| EXERCISE REQUIREMENTS |
Search the material for the string "screenshot", then report how many lines hold it, with no other text.

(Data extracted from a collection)
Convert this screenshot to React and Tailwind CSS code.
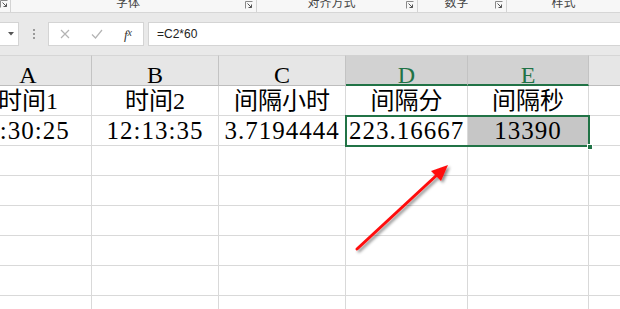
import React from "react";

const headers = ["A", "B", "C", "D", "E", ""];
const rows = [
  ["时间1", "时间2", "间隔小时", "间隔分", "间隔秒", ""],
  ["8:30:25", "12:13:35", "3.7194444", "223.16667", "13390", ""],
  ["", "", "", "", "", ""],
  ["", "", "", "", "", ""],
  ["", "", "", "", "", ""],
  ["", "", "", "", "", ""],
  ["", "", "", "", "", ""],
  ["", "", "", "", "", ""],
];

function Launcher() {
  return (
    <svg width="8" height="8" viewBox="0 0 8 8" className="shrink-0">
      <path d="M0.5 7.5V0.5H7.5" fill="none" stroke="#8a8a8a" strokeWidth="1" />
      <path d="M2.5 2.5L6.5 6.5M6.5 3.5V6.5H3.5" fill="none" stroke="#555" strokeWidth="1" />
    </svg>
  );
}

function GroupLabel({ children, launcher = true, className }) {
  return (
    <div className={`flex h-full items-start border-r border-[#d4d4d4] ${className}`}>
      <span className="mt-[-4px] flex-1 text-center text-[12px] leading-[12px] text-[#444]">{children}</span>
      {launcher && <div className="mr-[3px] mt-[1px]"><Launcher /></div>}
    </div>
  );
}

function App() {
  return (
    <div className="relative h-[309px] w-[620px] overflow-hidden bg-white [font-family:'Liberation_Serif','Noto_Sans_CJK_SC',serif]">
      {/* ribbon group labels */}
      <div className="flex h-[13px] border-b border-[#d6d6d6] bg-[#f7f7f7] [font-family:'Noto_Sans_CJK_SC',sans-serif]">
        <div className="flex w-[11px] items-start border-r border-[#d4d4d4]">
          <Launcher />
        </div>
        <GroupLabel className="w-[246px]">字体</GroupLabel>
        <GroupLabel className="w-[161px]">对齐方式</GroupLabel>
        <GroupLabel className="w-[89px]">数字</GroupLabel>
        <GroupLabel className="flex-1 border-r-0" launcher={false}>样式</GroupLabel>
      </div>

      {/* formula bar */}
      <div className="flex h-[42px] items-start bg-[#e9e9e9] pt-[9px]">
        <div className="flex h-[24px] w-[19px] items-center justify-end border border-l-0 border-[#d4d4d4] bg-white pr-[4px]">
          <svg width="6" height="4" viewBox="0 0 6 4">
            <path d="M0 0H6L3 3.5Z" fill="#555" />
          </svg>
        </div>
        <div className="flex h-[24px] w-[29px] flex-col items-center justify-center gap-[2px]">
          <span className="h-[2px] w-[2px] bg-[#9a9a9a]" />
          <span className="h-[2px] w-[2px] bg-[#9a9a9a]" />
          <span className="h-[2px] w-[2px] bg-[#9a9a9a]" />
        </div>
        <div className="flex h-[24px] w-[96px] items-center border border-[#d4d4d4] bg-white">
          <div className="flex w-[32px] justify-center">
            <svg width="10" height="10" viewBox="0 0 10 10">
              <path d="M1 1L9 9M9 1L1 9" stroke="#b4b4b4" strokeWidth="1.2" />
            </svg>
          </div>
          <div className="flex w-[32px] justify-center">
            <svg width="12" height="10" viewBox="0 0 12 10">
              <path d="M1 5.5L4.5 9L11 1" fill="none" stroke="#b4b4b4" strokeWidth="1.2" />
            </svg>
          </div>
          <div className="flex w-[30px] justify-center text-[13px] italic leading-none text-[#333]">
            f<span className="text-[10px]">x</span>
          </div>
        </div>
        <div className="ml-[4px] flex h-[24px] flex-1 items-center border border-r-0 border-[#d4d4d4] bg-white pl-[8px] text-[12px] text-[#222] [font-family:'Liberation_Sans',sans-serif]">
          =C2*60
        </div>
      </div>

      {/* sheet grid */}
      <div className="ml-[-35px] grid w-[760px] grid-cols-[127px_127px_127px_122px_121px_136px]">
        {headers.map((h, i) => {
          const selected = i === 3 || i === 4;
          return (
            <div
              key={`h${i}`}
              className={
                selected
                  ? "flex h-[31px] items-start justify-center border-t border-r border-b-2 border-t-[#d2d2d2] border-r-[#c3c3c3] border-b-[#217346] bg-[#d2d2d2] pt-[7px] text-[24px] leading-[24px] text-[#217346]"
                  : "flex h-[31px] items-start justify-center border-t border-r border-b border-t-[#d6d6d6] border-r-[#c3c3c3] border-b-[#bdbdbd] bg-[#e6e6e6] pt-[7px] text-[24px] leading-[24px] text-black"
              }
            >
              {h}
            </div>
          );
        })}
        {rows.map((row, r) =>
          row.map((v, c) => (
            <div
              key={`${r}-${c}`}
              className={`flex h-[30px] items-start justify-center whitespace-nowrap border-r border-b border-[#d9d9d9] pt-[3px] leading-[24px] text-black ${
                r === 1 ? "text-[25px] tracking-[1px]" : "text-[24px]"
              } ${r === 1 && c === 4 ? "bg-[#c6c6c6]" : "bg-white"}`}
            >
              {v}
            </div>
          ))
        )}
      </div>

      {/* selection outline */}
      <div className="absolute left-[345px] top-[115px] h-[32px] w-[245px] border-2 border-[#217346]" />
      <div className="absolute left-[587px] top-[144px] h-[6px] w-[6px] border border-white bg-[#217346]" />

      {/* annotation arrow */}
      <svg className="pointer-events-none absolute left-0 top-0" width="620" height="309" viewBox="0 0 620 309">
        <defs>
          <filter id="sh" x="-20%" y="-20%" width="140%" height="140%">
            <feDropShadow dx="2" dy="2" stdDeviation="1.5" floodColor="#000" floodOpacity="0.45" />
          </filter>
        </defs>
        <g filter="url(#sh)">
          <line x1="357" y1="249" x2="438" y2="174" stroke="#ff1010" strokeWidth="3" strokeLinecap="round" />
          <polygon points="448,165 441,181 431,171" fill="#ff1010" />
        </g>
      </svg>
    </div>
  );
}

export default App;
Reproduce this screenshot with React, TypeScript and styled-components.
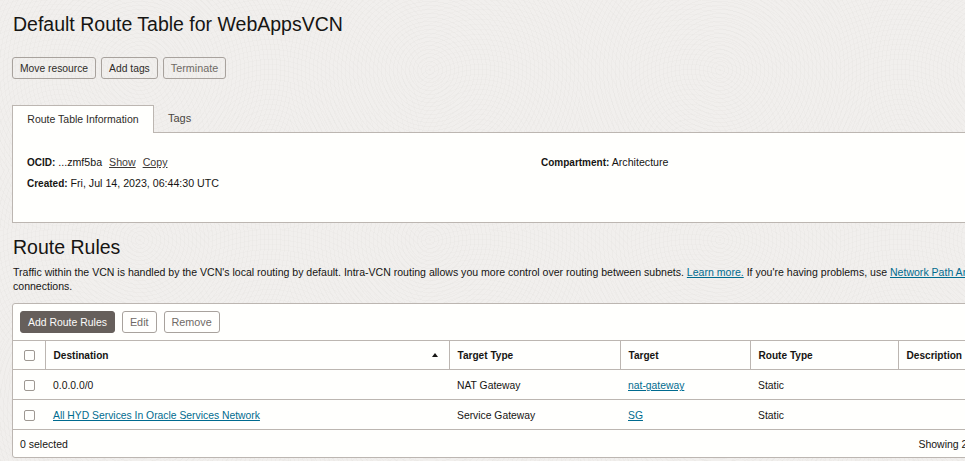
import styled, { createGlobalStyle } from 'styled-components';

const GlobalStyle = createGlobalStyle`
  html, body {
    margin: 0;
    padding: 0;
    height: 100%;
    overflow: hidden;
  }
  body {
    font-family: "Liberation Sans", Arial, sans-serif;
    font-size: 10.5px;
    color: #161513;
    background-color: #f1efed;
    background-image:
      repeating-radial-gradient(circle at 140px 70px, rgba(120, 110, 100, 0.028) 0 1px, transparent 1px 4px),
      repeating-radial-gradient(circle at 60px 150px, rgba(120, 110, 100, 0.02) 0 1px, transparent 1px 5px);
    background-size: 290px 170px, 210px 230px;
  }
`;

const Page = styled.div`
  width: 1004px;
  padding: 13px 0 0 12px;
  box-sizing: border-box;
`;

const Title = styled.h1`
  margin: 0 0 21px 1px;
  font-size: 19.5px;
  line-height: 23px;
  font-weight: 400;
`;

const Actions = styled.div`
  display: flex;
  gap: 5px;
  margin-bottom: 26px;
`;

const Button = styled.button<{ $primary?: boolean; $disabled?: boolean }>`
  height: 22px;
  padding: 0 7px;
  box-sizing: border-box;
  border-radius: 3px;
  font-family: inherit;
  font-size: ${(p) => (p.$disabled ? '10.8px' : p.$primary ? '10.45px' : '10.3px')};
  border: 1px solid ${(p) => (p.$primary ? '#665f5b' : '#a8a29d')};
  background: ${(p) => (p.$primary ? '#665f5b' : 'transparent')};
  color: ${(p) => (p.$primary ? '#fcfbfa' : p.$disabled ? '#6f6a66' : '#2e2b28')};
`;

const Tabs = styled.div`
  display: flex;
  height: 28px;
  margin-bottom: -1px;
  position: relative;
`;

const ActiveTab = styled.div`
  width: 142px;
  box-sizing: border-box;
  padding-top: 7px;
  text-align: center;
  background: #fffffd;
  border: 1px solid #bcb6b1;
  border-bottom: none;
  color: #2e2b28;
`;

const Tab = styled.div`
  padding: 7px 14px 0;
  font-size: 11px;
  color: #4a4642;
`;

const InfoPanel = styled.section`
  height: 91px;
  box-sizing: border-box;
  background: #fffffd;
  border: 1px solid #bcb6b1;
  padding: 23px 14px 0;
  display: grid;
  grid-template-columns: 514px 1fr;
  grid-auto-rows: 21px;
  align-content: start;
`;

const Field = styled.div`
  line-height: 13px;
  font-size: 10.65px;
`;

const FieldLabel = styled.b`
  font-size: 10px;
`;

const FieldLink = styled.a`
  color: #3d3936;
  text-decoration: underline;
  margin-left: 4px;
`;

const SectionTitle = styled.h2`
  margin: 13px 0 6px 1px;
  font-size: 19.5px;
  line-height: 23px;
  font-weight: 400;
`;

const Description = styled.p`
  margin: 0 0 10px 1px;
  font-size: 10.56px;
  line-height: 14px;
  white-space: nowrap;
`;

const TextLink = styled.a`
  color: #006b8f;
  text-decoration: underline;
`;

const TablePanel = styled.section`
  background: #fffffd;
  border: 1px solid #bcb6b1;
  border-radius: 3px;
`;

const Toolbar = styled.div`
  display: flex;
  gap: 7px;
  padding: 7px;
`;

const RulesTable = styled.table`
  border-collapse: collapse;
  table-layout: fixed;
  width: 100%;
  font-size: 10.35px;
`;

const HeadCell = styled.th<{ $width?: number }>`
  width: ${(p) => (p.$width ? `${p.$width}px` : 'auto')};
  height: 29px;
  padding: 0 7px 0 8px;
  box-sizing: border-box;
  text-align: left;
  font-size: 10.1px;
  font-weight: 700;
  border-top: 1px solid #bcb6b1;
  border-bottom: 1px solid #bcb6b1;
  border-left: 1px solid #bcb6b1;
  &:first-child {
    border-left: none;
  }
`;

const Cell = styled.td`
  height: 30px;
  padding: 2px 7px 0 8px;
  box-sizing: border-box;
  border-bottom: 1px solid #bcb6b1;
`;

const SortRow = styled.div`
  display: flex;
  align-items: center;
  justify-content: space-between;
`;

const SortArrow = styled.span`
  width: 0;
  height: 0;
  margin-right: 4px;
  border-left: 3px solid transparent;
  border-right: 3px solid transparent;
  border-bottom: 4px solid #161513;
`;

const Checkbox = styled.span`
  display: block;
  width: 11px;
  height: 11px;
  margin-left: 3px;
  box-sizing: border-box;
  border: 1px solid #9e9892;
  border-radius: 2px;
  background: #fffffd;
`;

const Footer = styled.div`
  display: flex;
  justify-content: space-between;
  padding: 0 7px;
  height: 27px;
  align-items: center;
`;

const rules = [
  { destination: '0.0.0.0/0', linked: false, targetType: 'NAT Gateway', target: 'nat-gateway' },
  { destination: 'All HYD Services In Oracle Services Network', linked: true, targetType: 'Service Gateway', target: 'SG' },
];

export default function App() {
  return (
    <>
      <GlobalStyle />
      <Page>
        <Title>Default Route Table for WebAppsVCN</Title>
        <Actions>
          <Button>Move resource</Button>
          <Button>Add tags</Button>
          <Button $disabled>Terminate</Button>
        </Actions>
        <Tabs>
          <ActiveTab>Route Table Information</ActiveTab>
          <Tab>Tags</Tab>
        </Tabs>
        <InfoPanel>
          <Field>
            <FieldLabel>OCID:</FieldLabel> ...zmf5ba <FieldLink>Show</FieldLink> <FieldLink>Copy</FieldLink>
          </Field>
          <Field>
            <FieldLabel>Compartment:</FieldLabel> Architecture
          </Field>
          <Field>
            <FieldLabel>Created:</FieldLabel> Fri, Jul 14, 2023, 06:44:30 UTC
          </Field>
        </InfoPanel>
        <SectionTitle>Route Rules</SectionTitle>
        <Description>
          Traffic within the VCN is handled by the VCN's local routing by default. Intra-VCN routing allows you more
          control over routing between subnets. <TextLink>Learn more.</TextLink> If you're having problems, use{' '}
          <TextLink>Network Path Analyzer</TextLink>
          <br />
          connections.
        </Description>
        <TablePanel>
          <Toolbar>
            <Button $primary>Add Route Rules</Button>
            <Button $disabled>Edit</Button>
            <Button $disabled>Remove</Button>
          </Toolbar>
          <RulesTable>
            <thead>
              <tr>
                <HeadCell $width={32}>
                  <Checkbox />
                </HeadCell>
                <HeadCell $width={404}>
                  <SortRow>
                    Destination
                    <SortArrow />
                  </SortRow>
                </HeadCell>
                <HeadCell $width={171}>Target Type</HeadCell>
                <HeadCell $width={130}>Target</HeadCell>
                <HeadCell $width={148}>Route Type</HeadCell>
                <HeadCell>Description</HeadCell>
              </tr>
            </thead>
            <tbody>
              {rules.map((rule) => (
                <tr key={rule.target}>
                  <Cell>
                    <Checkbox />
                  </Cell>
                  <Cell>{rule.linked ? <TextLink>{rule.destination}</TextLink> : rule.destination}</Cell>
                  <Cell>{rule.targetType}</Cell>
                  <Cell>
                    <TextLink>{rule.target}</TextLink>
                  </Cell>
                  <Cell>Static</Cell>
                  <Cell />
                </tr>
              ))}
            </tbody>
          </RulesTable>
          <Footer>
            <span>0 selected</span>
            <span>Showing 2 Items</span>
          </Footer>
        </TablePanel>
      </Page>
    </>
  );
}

| TASK SOLUTION |
2